I use Map, Set, IntMap and IntSet very much, and I'm very interested in seeing to it that these important libraries are maintained and improved. However, short of a major API change, like what's going on with generalized tries and what's already been done with Edison, I don't think there is much work left to be done with these libraries at the API level. Just minor changes like the one you've proposed. There are some things that could be done though...

 - I'm not sure what Benedikt Huber meant by 'view', but I think he means exposing the tree structure, in a read-only way, to users. I think its a shame that the Map/Set libraries do not expose this. The simplest solution would be to have toTree functions that convert it to a Data.Tree, but I don't think anybody actually likes that data type. A specialized binary tree data type would be more elegant, but there is an issue of how data is stored in the tree. Map/Set store keys and values in internal nodes and use null leaves. IntMap/IntSet store all keys/values in non-null leaves. So maybe this TreeView type would have to be specific to either Map or IntMap. The idea here is that the algorithms and data structures used for these trees are well-known. The papers are linked from the documentation. So the library should expose this to users, in a safe way.

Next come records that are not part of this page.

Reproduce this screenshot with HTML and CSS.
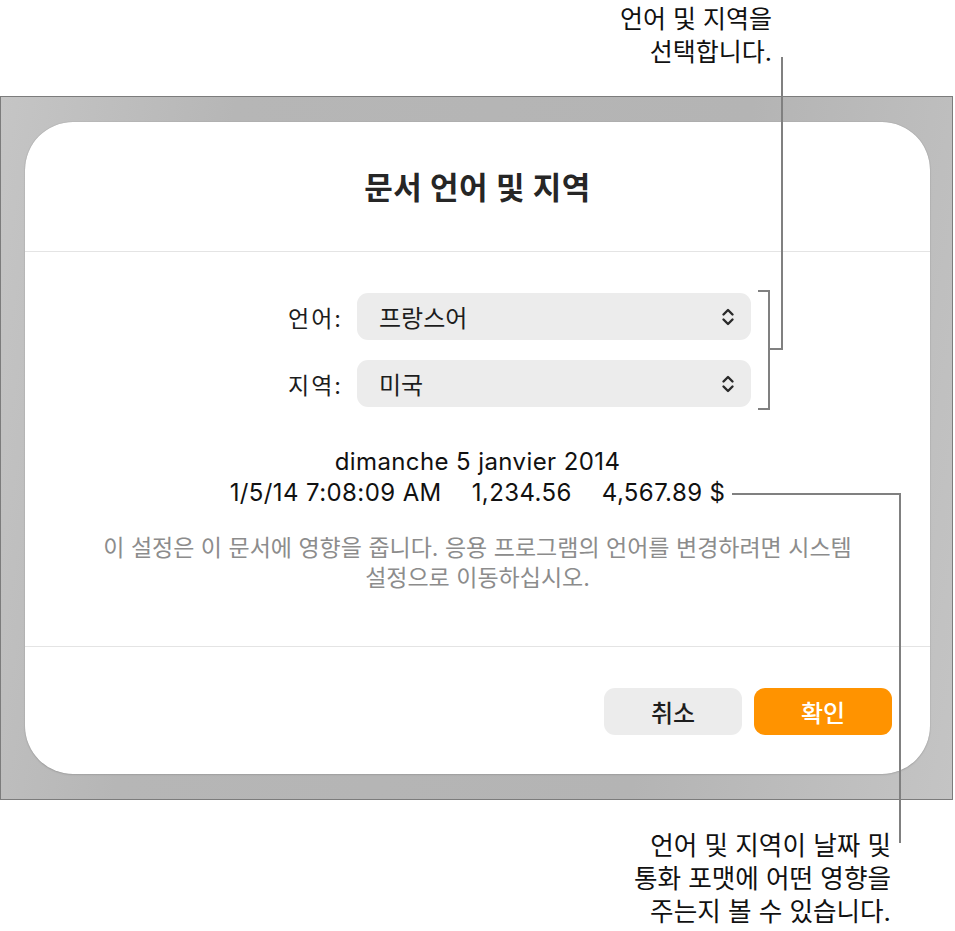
FILE: index.html
```html
<!DOCTYPE html>
<html lang="ko">
<head>
<meta charset="utf-8">
<title>문서 언어 및 지역</title>
<link rel="stylesheet" href="styles.css">
</head>
<body>
<div class="page">
  <p class="note note-top">언어 및 지역을<br>선택합니다.</p>

  <div class="frame">
    <section class="dialog">
      <header class="dialog-head">
        <h1 class="dialog-title">문서 언어 및 지역</h1>
      </header>

      <div class="dialog-body">
        <div class="form">
          <label class="form-label">언어:</label>
          <div class="select">
            <span class="select-value">프랑스어</span>
            <svg class="select-arrows" viewBox="0 0 16 20" aria-hidden="true">
              <path d="M3.5 7.5 L8 3 L12.5 7.5 M3.5 12.5 L8 17 L12.5 12.5"/>
            </svg>
          </div>
          <label class="form-label">지역:</label>
          <div class="select">
            <span class="select-value">미국</span>
            <svg class="select-arrows" viewBox="0 0 16 20" aria-hidden="true">
              <path d="M3.5 7.5 L8 3 L12.5 7.5 M3.5 12.5 L8 17 L12.5 12.5"/>
            </svg>
          </div>
        </div>

        <div class="preview">
          <div>dimanche 5 janvier 2014</div>
          <div class="preview-row">
            <span>1/5/14 7:08:09 AM</span>
            <span>1,234.56</span>
            <span>4,567.89 $</span>
          </div>
        </div>

        <p class="hint">이 설정은 이 문서에 영향을 줍니다. 응용 프로그램의 언어를 변경하려면 시스템<br>설정으로 이동하십시오.</p>
      </div>

      <footer class="dialog-foot">
        <button class="btn btn-cancel" type="button">취소</button>
        <button class="btn btn-ok" type="button">확인</button>
      </footer>
    </section>
  </div>

  <p class="note note-bottom">언어 및 지역이 날짜 및<br>통화 포맷에 어떤 영향을<br>주는지 볼 수 있습니다.</p>

  <!-- leader lines from the notes to the controls they describe -->
  <svg class="leaders" width="955" height="931" viewBox="0 0 955 931" aria-hidden="true">
    <path d="M782 57 V349 H769 M758 291 H769 V409 H758"/>
    <path d="M732 494 H900 V843"/>
  </svg>
</div>
</body>
</html>
```

FILE: styles.css
```css
* {
  box-sizing: border-box;
}

html, body {
  margin: 0;
  padding: 0;
  background: #ffffff;
}

body {
  font-family: Inter, "Noto Sans CJK KR", sans-serif;
  color: #1d1d1f;
}

.page {
  position: relative;
  width: 955px;
  height: 931px;
  overflow: hidden;
}

/* annotation text */
.note {
  margin: 0;
  font-size: 25px;
  line-height: 33px;
  text-align: right;
  color: #111111;
}

.note-top {
  height: 96px;
  padding: 3px 183px 0 0;
}

.note-bottom {
  font-size: 25.6px;
  padding: 29px 64px 0 0;
}

.leaders {
  position: absolute;
  left: 0;
  top: 0;
  pointer-events: none;
}

.leaders path {
  fill: none;
  stroke: #808080;
  stroke-width: 2;
}

/* grey window backdrop */
.frame {
  width: 953px;
  height: 704px;
  border: 1px solid #7c7c7c;
  padding: 25px 22px 24px 24px;
  background: linear-gradient(100deg, #c5c5c5 0%, #b6b6b6 22%, #b4b4b4 70%, #c4c4c4 100%);
}

.dialog {
  height: 652px;
  background: #ffffff;
  border-radius: 48px;
  box-shadow: 0 0 1px rgba(0, 0, 0, 0.3), 0 1px 2px rgba(0, 0, 0, 0.1);
  display: flex;
  flex-direction: column;
}

.dialog-head {
  height: 130px;
  display: flex;
  align-items: center;
  justify-content: center;
  border-bottom: 1px solid #e4e4e4;
}

.dialog-title {
  margin: 0;
  font-size: 31px;
  font-weight: 700;
  letter-spacing: 0.5px;
  color: #262626;
  padding-bottom: 2px;
}

.dialog-body {
  height: 395px;
  padding-top: 41px;
  border-bottom: 1px solid #e4e4e4;
}

.form {
  display: grid;
  grid-template-columns: 1fr 394px;
  column-gap: 13px;
  row-gap: 20px;
  padding-right: 179px;
  align-items: center;
}

.form-label {
  text-align: right;
  font-size: 23px;
  letter-spacing: 2px;
  color: #1d1d1d;
  padding-right: 1px;
}

.select {
  height: 47px;
  border-radius: 11px;
  background: #ececec;
  display: flex;
  align-items: center;
  justify-content: space-between;
  padding: 0 15px 0 22px;
}

.select-value {
  font-size: 24px;
  color: #1d1d1d;
}

.select-arrows {
  width: 16px;
  height: 20px;
}

.select-arrows path {
  fill: none;
  stroke: #2a2a2a;
  stroke-width: 2.4;
  stroke-linecap: round;
  stroke-linejoin: round;
}

.preview {
  margin-top: 39px;
  text-align: center;
  font-size: 24px;
  letter-spacing: 0.4px;
  line-height: 31px;
  color: #111111;
}

.preview-row {
  display: flex;
  justify-content: center;
  gap: 30px;
}

.hint {
  margin: 25px 0 0;
  text-align: center;
  font-size: 23px;
  line-height: 30px;
  color: #8c8c8c;
}

.dialog-foot {
  flex: 1;
  display: flex;
  justify-content: flex-end;
  align-items: flex-start;
  gap: 12px;
  padding: 41px 38px 0 0;
}

.btn {
  width: 138px;
  height: 47px;
  border: none;
  border-radius: 11px;
  font-family: inherit;
  font-size: 24px;
  font-weight: 500;
  cursor: pointer;
}

.btn-cancel {
  background: #ececec;
  color: #1d1d1d;
}

.btn-ok {
  background: #ff9300;
  color: #ffffff;
}
```
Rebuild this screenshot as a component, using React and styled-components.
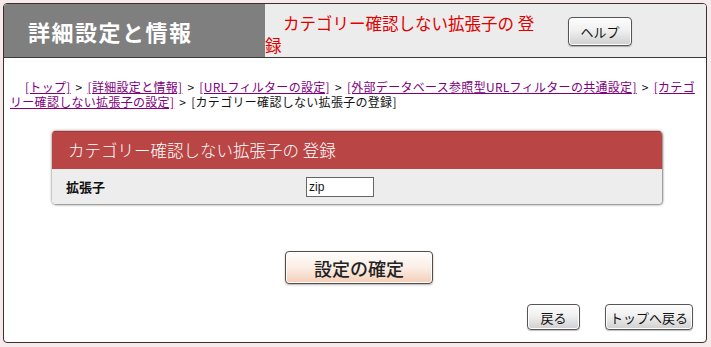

 - Since someone raised the issue of test suites for performance and correctness, I think it would also be interesting to investigate what effect the strictness annotations in the tree constructors have on performance. Everyone takes for granted that bangs=faster, but I've noticed, as have others, that removing these strictness annotations actually make things run faster. Instead, the tree construction _functions_ should be made strict using seq. The Map construction functions are already strict enough on account of the balancing. Try it for yourself, remove the bangs from the sub-tree fields in the Bin constructor, and run a little benchmark. This would open up the possibility for lazy versions of functions like mapWithKey and mapKeysMonotonic. I had mentioned this previously, but few seemed to care, so I just made the change locally.  http://www.haskell.org/pipermail/libraries/2008-August/010371.html . If we we're going to start a little Map/Set/IntMap/IntSet working group, then I'd like to throw that idea back into the mix.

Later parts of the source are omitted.